Cajun Field
Cajun Field is a stadium located in the city of Lafayette, Louisiana. Nicknamed The Swamp, it is the home field of the Louisiana's Ragin' Cajuns. The University of Louisiana at Lafayette stadium is primarily used for its American football and women's soccer athletic teams. Cajun Field boasts 2,577 chairback seats and bleacher seating to the capacity of another 28,423, giving the stadium an official seating capacity of 31,000. In planning since at least 1967 (when a rendition was featured on the football media guide), it was built in 1970 as a replacement for McNaspy Stadium, opening on September 25, 1971 with a shutout of Santa Clara University. The stadium consists of a bowl with seating on the sidelines, with a second deck on the east sideline. One of the biggest games at the stadium was when 38,783 fans on September 14, 1996, saw the Cajuns upset 25th-ranked Texas A&M, 29-22. It was also the first victory ever for the team over a ranked opponent. The largest crowd ever at The Swamp was 41,357 fans on September 5th, 2009, when the Cajuns beat Southern University 42-19 at the 9th annual Herbert Heymann Football Classic. Because of Hurricane Katrina, the 2005 New Orleans Bowl was played here instead of in New Orleans, with Southern Miss defeating Arkansas State, 31-19. Also the Tulane Green Wave football team used it for a home game in 2005 after being displaced by the hurricane.

Facility upgrades
Leon Moncla Indoor Practice Facility In the Fall of 2007, Ragin' Cajuns athletics added a new building for all teams to have access to practice. The Leon Moncla Indoor Practice Facility includes a full size football field with endzones and field goals Synthetic surface and banners In the summer of 2008, Cajun Field removed its long-standing natural grass. The playing field was resurfaced with ProGrass, an artificial turf. The stadium was pressure-washed and repainted. Advertisements and banners reading "University of Louisiana at Lafayette," "Ragin' Cajuns," and "" also were installed around the black retaining wall that surrounds the field.
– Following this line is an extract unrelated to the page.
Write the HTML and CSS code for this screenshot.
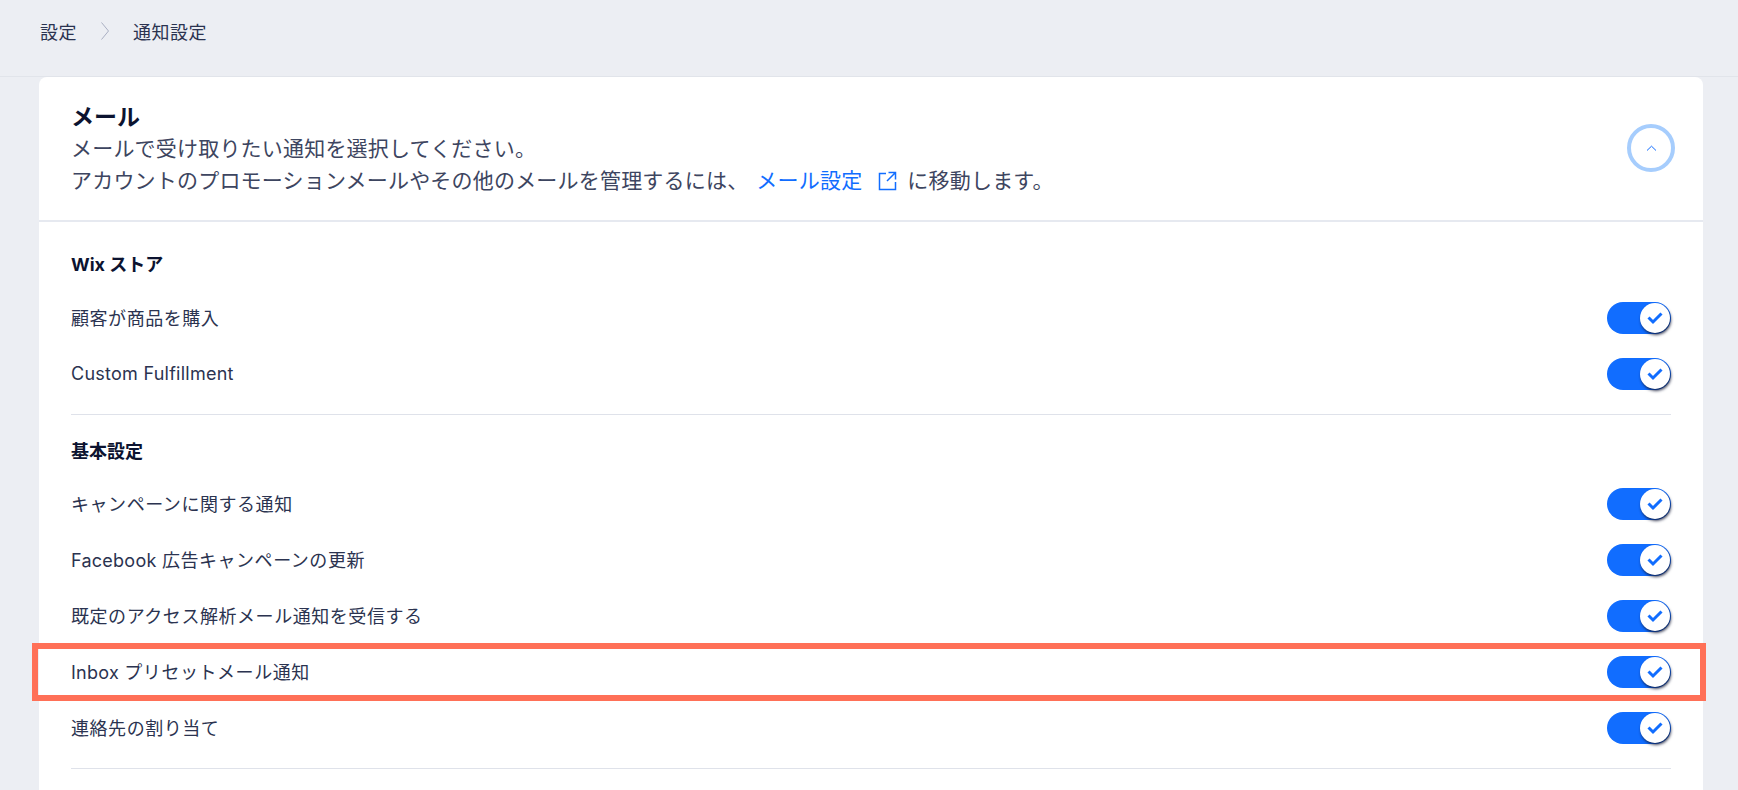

Bob Fournet Recruiting Zone On July 19, 2010, UL Lafayette officially name the newly constructed recruiting facility after Bob Fournet. The facility includes two redesigned, air-conditioned double-wide trailers that provide four large meeting rooms, as well as a covered outdoor pavilion for meetings.

"The Swamp"
Cajun Field's surface is set two feet below sea level in a natural bowl. With the below-sea level playing surface, a total of four 60 horsepower (45 kW) pumps and a sophisticated drainage system help keep the field in solid playing condition even during the frequent south Louisiana rainstorms. The subsurface stadium requires many fans to walk down to their seats. Ragin' Cajuns football players and their opponents enter Cajun Field through an underground tunnel from the UL Lafayette athletics complex. In 1988, the stadium was nicknamed "The Swamp," as then noted on stadium signage, in the school yearbook and, a year later, in the 1989 official Southwestern Louisiana sports media guide. The characteristics which helped create the tradition of the swamp-referenced nickname are tied to the field's early 1970s construction and even refer back to the original football field for what was then the Southwestern Louisiana Industrial Institute in the early 1900s. The university's first football field was on the main campus adjacent to a small cypress pond, which later became Cypress Lake, also nicknamed The Swamp. The Swamp nickname also fits with the area's geography, comprising many bayous and wetlands, including the Atchafalaya Basin and the nearby Gulf of Mexico marshlands. The National Wetlands Research Center, a United States Geological Survey research facility at the University of Louisiana at Lafayette, is located less than a half-mile away from Cajun Field. The other Division I FBS stadium nicknamed "The Swamp," Ben Hill Griffin Stadium at the University of Florida, did not adopt the nickname until 1991 when Steve Spurrier bestowed the nickname on the stadium.